→ Task to carry out
Copy every line that holds "image".

→ Records for the exercise
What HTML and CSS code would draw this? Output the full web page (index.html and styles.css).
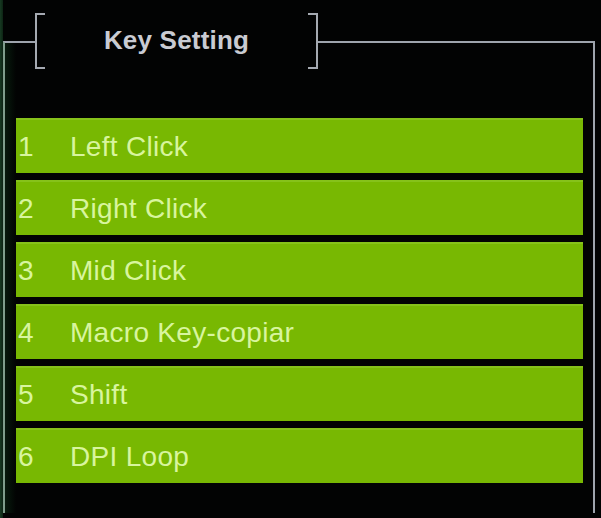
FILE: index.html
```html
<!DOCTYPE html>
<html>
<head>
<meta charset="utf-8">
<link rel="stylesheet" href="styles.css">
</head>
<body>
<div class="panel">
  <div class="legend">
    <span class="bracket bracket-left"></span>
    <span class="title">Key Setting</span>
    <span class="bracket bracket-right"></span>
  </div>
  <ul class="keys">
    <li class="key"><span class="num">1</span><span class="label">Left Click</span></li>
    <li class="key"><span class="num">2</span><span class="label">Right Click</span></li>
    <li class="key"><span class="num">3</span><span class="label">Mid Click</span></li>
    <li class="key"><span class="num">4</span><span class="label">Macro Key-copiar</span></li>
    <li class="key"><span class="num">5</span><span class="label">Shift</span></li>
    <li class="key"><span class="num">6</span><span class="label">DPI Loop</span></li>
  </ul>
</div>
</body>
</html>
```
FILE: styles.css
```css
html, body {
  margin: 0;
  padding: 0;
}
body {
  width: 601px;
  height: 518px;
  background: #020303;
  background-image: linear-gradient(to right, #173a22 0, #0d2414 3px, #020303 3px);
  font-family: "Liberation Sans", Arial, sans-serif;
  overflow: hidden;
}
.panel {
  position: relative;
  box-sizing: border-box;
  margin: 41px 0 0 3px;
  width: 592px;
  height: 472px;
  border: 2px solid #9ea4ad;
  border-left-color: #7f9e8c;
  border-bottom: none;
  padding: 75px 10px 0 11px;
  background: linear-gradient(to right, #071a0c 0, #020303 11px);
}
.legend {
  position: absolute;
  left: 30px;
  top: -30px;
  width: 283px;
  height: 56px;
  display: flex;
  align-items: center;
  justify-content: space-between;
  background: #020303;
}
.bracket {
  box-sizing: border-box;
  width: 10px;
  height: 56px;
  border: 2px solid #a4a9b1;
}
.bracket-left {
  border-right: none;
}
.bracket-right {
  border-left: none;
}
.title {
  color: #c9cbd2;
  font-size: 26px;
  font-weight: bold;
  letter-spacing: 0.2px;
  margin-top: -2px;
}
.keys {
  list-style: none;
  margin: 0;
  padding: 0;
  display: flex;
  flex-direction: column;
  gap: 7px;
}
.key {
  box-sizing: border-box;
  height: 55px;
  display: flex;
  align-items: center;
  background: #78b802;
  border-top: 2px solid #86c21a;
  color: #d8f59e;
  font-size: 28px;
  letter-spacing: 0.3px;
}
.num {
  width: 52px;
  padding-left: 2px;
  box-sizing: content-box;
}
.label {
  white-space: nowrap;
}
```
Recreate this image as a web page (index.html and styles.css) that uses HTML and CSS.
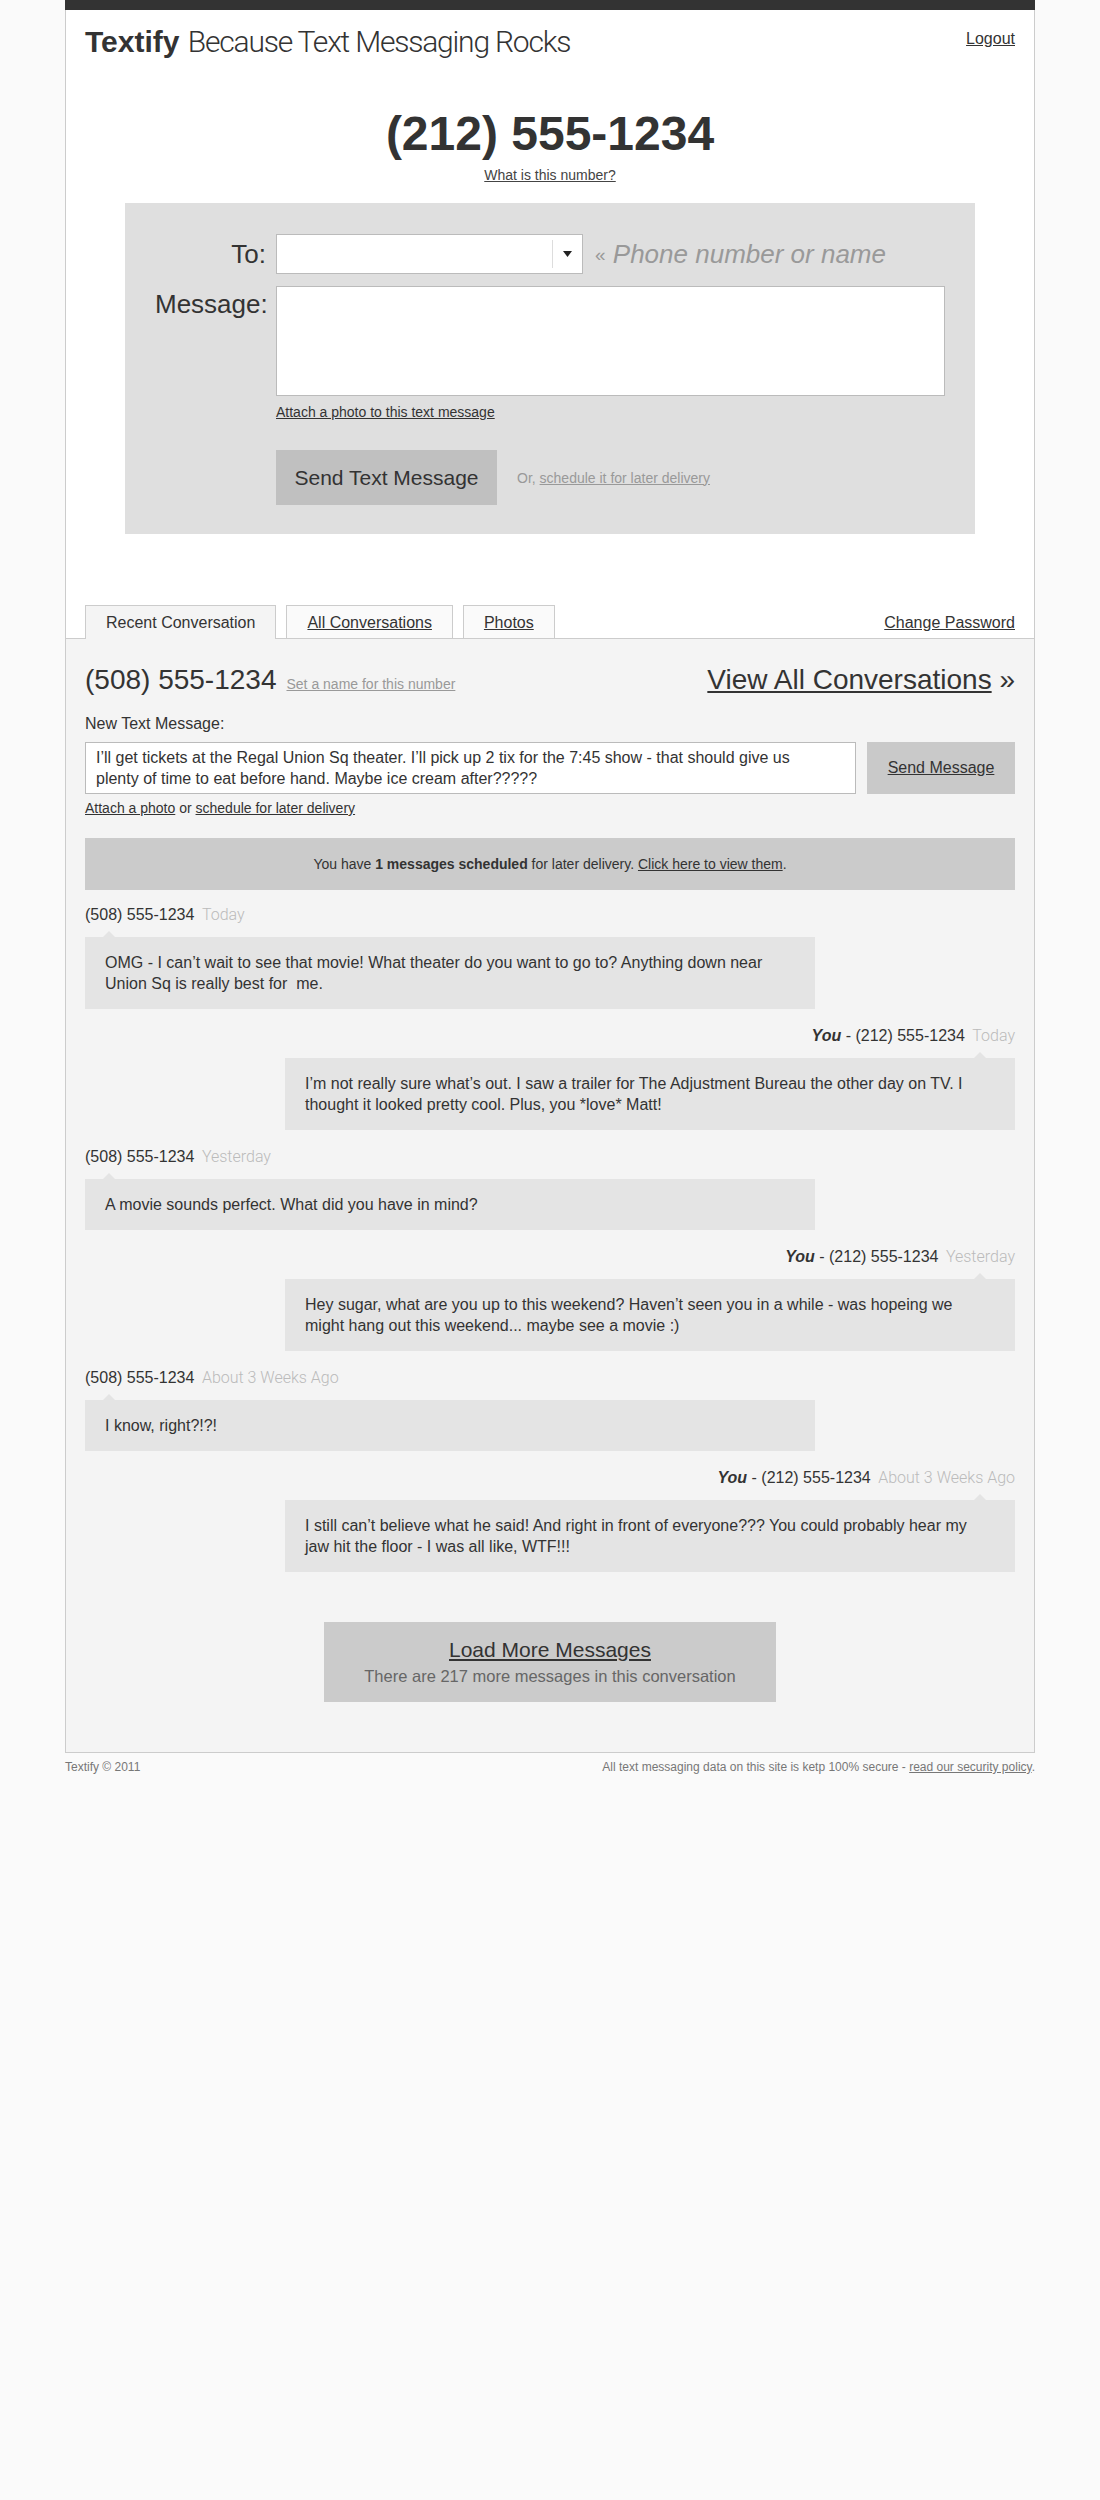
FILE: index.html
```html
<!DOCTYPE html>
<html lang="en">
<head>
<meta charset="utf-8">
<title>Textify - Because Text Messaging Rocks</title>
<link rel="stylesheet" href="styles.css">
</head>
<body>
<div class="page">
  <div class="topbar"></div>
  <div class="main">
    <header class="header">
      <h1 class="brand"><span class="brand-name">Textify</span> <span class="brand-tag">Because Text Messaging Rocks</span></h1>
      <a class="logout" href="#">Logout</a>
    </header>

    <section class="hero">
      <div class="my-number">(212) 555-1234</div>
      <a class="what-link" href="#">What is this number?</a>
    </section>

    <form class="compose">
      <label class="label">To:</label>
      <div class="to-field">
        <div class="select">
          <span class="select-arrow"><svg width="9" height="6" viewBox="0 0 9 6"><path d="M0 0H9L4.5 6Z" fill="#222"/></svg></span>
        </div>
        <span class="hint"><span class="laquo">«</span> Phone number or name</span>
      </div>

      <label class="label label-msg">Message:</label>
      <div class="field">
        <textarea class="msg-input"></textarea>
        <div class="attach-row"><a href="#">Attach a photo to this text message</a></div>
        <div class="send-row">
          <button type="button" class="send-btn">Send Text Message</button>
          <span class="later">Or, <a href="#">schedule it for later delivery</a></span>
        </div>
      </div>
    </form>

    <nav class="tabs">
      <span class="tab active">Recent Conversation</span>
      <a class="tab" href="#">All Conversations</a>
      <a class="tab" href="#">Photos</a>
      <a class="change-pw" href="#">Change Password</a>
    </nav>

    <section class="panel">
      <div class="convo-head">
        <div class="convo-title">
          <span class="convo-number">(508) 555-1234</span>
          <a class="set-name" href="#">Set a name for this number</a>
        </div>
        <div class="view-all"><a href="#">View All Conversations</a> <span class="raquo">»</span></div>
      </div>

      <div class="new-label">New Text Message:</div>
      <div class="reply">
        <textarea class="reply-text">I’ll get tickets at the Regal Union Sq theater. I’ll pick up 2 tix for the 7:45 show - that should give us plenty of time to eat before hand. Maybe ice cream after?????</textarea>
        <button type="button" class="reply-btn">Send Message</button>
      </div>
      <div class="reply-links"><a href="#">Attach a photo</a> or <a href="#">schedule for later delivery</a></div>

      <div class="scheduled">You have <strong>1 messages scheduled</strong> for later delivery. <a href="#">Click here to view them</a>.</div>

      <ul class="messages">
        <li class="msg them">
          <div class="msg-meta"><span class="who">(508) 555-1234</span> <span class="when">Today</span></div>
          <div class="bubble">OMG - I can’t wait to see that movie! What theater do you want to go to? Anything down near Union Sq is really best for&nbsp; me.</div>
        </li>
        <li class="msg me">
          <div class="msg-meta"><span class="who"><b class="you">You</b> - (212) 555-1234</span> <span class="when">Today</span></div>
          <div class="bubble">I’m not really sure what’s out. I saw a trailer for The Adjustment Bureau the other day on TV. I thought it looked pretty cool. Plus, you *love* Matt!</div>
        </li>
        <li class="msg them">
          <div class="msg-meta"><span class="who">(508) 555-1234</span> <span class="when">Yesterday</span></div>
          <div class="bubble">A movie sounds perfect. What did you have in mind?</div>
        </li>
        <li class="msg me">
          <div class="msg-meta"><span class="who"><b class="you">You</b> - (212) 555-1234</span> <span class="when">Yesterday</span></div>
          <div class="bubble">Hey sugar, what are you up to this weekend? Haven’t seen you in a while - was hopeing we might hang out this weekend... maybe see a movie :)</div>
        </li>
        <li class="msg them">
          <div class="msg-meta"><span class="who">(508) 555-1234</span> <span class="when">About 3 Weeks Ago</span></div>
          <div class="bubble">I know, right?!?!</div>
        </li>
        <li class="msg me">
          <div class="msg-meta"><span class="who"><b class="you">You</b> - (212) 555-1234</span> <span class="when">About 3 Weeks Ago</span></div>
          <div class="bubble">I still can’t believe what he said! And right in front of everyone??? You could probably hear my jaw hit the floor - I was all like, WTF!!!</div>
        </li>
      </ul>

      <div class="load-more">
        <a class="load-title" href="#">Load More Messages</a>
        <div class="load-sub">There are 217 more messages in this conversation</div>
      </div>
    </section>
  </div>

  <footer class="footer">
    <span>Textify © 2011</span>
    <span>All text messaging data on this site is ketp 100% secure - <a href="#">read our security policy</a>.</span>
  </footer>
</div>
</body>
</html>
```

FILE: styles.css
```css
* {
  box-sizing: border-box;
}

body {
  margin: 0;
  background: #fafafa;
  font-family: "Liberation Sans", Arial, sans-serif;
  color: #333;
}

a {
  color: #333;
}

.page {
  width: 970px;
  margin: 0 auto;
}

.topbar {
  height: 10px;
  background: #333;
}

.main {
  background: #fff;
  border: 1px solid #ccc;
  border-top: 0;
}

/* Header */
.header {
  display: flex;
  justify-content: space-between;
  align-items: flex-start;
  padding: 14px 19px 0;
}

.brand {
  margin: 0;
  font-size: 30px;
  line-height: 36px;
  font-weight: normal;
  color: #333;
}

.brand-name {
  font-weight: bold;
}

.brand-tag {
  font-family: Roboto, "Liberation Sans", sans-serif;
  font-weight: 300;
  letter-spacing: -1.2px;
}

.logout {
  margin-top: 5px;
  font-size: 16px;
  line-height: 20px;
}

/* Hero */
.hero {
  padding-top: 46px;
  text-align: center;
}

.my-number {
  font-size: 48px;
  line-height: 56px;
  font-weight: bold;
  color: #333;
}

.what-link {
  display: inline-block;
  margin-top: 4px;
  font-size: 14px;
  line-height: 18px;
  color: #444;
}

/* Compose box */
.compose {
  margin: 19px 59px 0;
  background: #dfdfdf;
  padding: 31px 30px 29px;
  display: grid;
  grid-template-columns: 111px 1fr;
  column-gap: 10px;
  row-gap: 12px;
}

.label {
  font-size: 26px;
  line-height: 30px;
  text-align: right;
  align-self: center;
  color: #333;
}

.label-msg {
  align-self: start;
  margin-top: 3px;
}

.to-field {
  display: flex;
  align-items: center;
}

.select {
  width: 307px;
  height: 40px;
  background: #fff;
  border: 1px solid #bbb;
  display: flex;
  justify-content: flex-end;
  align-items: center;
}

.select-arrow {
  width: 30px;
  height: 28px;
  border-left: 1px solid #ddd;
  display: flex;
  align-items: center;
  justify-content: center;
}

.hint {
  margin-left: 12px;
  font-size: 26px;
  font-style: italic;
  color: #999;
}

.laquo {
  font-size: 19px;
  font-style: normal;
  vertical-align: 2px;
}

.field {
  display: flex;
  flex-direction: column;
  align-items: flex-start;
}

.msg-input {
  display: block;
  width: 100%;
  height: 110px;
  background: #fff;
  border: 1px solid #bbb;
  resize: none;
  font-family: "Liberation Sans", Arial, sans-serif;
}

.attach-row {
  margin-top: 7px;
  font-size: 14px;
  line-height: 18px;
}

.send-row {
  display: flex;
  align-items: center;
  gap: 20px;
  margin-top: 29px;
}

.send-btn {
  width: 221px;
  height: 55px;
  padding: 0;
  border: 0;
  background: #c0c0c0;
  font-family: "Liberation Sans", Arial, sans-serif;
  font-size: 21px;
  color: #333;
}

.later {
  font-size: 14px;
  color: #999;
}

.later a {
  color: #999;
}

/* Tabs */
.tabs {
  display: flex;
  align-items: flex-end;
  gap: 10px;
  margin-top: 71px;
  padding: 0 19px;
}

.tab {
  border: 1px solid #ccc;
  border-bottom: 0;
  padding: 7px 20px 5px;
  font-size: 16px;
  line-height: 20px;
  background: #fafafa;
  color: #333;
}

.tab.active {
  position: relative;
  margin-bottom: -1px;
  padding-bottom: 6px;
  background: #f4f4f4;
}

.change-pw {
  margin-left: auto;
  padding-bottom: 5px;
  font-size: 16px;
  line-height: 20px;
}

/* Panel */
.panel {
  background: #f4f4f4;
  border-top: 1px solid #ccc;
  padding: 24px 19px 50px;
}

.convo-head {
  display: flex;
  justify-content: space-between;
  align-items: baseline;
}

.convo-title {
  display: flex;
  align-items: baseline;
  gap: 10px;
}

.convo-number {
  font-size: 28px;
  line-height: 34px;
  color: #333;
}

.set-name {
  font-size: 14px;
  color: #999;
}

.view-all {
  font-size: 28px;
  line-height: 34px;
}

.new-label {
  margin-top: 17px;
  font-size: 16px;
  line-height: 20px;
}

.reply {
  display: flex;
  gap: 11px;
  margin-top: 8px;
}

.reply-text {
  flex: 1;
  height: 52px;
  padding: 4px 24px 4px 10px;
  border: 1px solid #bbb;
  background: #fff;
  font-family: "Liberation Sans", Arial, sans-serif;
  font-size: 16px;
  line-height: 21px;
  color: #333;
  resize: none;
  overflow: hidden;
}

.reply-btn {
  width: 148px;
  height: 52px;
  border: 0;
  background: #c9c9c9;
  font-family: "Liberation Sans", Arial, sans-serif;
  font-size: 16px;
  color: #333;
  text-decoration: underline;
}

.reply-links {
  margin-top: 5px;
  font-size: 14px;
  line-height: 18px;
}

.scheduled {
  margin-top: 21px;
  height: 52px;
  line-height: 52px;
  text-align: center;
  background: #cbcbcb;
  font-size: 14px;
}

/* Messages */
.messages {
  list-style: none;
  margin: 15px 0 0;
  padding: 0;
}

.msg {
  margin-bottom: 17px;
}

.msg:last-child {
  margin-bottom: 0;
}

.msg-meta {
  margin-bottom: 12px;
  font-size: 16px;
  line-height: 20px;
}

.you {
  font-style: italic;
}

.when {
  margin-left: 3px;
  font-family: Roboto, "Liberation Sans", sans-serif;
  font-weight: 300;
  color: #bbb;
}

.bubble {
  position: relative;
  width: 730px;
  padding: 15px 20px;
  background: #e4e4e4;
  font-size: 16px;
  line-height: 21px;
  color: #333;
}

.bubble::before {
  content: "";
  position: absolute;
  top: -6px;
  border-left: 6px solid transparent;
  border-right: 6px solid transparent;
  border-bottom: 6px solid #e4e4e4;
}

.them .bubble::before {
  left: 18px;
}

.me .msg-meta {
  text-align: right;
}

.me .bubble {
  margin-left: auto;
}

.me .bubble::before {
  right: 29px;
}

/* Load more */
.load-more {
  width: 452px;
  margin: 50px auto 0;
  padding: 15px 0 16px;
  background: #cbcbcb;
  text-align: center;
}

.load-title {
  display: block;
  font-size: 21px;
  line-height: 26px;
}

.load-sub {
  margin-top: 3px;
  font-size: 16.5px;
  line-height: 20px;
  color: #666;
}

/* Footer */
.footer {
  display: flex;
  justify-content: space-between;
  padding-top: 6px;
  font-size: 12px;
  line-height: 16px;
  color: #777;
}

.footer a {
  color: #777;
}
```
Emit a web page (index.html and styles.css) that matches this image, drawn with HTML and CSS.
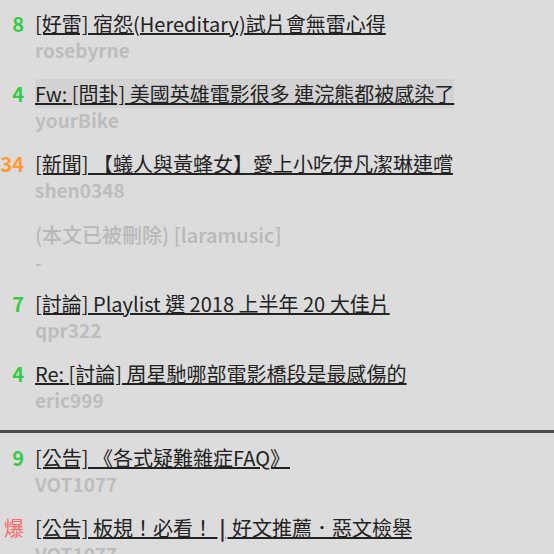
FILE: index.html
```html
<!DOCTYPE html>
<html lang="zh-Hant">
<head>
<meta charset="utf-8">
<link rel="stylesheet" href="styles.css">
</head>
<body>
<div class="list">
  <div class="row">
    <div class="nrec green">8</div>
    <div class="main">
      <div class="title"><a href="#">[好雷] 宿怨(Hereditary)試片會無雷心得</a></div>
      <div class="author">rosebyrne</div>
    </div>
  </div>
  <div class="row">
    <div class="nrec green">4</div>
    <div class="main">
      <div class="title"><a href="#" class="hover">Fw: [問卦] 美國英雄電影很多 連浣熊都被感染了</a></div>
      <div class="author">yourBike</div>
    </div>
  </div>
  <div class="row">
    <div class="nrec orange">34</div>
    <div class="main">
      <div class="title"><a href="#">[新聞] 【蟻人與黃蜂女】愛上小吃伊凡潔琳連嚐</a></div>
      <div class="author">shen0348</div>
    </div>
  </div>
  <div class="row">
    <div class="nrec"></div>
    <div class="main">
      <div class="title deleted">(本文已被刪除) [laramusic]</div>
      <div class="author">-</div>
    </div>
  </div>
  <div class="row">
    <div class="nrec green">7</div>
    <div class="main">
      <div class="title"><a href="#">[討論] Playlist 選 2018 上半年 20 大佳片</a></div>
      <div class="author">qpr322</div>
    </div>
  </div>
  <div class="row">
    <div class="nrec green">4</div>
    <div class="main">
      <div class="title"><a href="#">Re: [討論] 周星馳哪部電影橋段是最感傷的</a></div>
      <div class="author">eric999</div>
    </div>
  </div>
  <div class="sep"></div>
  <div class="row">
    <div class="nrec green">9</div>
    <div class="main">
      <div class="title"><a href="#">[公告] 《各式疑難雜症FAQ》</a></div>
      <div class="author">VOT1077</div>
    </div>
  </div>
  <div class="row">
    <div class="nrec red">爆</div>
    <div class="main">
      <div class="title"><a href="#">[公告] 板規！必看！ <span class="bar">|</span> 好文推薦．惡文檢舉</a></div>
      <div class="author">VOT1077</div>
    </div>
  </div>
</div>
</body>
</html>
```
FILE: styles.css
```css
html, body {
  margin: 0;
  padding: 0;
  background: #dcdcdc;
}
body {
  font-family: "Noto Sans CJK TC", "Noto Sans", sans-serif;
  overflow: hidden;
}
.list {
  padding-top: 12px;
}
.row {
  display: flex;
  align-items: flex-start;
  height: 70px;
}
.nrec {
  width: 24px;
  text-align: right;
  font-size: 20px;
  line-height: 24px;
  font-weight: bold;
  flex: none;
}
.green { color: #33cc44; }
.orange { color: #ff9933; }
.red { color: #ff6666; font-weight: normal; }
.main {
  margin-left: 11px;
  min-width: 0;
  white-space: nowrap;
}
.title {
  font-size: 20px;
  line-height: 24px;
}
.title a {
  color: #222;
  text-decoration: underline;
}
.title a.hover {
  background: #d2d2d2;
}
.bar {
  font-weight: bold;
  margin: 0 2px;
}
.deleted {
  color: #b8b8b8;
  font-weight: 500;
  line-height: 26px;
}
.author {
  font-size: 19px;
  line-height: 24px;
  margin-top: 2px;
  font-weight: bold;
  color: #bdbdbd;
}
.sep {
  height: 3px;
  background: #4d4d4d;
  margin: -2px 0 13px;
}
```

→ Exercise response
  background-image: linear-gradient(to right, #173a22 0, #0d2414 3px, #020303 3px);
Recreate this image as a web page (index.html and styles.css) that uses HTML and CSS.
Emit a web page (index.html and styles.css) that matches this image, drawn with HTML and CSS.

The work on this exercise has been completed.